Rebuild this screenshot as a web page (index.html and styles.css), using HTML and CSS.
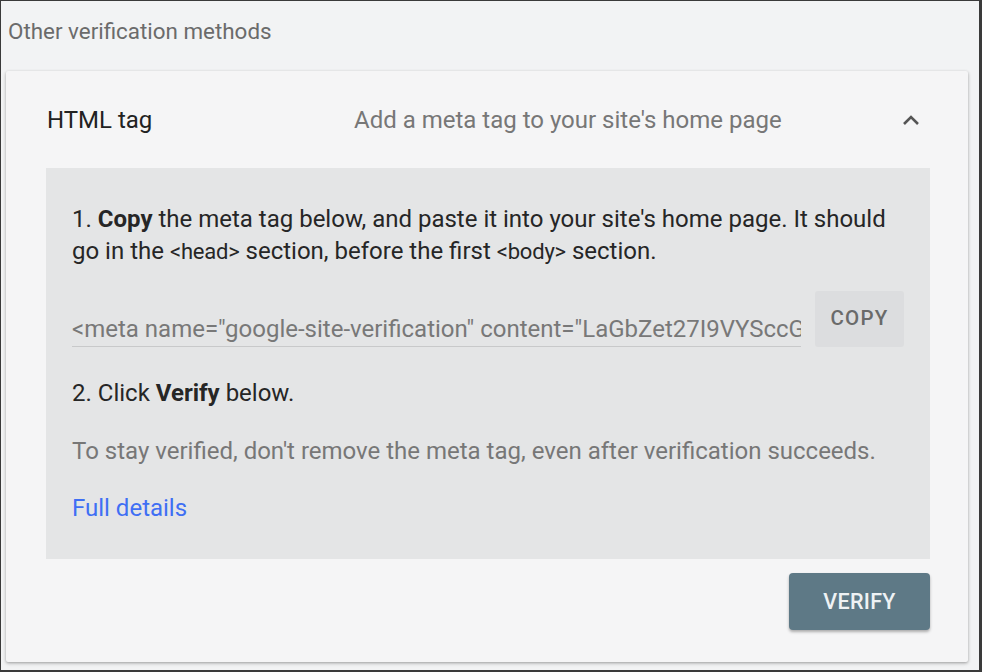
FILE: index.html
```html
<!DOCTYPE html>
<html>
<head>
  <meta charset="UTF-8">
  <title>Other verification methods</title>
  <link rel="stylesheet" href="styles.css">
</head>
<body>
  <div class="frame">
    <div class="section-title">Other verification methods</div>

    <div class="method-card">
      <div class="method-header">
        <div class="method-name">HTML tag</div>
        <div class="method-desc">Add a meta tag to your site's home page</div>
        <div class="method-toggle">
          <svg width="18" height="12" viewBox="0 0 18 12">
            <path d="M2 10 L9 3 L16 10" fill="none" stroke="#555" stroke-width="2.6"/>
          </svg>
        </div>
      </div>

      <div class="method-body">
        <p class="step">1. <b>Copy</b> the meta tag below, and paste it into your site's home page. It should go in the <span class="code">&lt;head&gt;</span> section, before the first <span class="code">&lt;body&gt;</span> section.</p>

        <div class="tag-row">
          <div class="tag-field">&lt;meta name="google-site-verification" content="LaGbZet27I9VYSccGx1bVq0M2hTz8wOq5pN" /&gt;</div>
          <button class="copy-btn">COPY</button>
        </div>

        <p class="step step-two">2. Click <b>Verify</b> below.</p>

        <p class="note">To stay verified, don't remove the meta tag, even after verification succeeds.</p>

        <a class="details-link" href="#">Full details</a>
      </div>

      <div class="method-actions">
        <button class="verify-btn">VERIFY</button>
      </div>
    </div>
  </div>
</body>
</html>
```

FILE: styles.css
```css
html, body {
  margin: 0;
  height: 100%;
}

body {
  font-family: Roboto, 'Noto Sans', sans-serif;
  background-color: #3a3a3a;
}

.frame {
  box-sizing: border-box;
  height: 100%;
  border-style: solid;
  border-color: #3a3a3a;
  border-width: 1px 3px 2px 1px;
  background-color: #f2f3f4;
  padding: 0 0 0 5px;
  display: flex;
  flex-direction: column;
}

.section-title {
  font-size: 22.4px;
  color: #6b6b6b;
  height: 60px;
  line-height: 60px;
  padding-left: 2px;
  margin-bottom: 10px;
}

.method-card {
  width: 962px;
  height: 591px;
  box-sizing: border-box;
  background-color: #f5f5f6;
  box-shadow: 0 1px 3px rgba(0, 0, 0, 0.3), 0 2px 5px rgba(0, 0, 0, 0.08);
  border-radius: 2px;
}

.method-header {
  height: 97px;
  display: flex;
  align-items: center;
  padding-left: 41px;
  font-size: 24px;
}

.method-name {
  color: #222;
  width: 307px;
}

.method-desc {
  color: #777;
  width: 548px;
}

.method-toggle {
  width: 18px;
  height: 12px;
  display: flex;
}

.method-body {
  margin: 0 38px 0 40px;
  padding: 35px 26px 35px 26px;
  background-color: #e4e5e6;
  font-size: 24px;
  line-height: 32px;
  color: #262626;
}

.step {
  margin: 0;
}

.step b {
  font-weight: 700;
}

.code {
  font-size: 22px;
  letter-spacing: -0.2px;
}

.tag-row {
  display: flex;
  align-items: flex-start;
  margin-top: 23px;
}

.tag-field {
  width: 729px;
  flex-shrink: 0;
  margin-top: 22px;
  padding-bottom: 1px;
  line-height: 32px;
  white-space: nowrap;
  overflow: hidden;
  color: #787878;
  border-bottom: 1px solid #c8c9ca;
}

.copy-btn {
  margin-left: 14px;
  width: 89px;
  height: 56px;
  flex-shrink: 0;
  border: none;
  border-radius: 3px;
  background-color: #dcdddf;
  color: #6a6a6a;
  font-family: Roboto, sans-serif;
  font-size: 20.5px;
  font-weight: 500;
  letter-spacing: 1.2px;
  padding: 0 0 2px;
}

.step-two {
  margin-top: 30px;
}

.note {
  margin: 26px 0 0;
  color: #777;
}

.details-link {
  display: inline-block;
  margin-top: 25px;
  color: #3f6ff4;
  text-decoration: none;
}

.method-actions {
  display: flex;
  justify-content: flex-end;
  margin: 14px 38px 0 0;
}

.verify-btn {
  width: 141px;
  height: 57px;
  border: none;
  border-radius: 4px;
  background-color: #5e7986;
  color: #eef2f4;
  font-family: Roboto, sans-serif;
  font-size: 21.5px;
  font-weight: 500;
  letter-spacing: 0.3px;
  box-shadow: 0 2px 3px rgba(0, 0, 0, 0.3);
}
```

_ _ _ _ _ _ _

— EXERCISE DETAILS —
Exclude the pictures. Write out the remaining data exactly.

— CORRECT RESULT —
Rebuild this screenshot as a web page (index.html and styles.css), using HTML and CSS.
FILE: index.html
```html
<!DOCTYPE html>
<html>
<head>
  <meta charset="UTF-8">
  <title>Other verification methods</title>
  <link rel="stylesheet" href="styles.css">
</head>
<body>
  <div class="frame">
    <div class="section-title">Other verification methods</div>

    <div class="method-card">
      <div class="method-header">
        <div class="method-name">HTML tag</div>
        <div class="method-desc">Add a meta tag to your site's home page</div>
        <div class="method-toggle">
          <svg width="18" height="12" viewBox="0 0 18 12">
            <path d="M2 10 L9 3 L16 10" fill="none" stroke="#555" stroke-width="2.6"/>
          </svg>
        </div>
      </div>

      <div class="method-body">
        <p class="step">1. <b>Copy</b> the meta tag below, and paste it into your site's home page. It should go in the <span class="code">&lt;head&gt;</span> section, before the first <span class="code">&lt;body&gt;</span> section.</p>

        <div class="tag-row">
          <div class="tag-field">&lt;meta name="google-site-verification" content="LaGbZet27I9VYSccGx1bVq0M2hTz8wOq5pN" /&gt;</div>
          <button class="copy-btn">COPY</button>
        </div>

        <p class="step step-two">2. Click <b>Verify</b> below.</p>

        <p class="note">To stay verified, don't remove the meta tag, even after verification succeeds.</p>

        <a class="details-link" href="#">Full details</a>
      </div>

      <div class="method-actions">
        <button class="verify-btn">VERIFY</button>
      </div>
    </div>
  </div>
</body>
</html>
```

FILE: styles.css
```css
html, body {
  margin: 0;
  height: 100%;
}

body {
  font-family: Roboto, 'Noto Sans', sans-serif;
  background-color: #3a3a3a;
}

.frame {
  box-sizing: border-box;
  height: 100%;
  border-style: solid;
  border-color: #3a3a3a;
  border-width: 1px 3px 2px 1px;
  background-color: #f2f3f4;
  padding: 0 0 0 5px;
  display: flex;
  flex-direction: column;
}

.section-title {
  font-size: 22.4px;
  color: #6b6b6b;
  height: 60px;
  line-height: 60px;
  padding-left: 2px;
  margin-bottom: 10px;
}

.method-card {
  width: 962px;
  height: 591px;
  box-sizing: border-box;
  background-color: #f5f5f6;
  box-shadow: 0 1px 3px rgba(0, 0, 0, 0.3), 0 2px 5px rgba(0, 0, 0, 0.08);
  border-radius: 2px;
}

.method-header {
  height: 97px;
  display: flex;
  align-items: center;
  padding-left: 41px;
  font-size: 24px;
}

.method-name {
  color: #222;
  width: 307px;
}

.method-desc {
  color: #777;
  width: 548px;
}

.method-toggle {
  width: 18px;
  height: 12px;
  display: flex;
}

.method-body {
  margin: 0 38px 0 40px;
  padding: 35px 26px 35px 26px;
  background-color: #e4e5e6;
  font-size: 24px;
  line-height: 32px;
  color: #262626;
}

.step {
  margin: 0;
}

.step b {
  font-weight: 700;
}

.code {
  font-size: 22px;
  letter-spacing: -0.2px;
}

.tag-row {
  display: flex;
  align-items: flex-start;
  margin-top: 23px;
}

.tag-field {
  width: 729px;
  flex-shrink: 0;
  margin-top: 22px;
  padding-bottom: 1px;
  line-height: 32px;
  white-space: nowrap;
  overflow: hidden;
  color: #787878;
  border-bottom: 1px solid #c8c9ca;
}

.copy-btn {
  margin-left: 14px;
  width: 89px;
  height: 56px;
  flex-shrink: 0;
  border: none;
  border-radius: 3px;
  background-color: #dcdddf;
  color: #6a6a6a;
  font-family: Roboto, sans-serif;
  font-size: 20.5px;
  font-weight: 500;
  letter-spacing: 1.2px;
  padding: 0 0 2px;
}

.step-two {
  margin-top: 30px;
}

.note {
  margin: 26px 0 0;
  color: #777;
}

.details-link {
  display: inline-block;
  margin-top: 25px;
  color: #3f6ff4;
  text-decoration: none;
}

.method-actions {
  display: flex;
  justify-content: flex-end;
  margin: 14px 38px 0 0;
}

.verify-btn {
  width: 141px;
  height: 57px;
  border: none;
  border-radius: 4px;
  background-color: #5e7986;
  color: #eef2f4;
  font-family: Roboto, sans-serif;
  font-size: 21.5px;
  font-weight: 500;
  letter-spacing: 0.3px;
  box-shadow: 0 2px 3px rgba(0, 0, 0, 0.3);
}
```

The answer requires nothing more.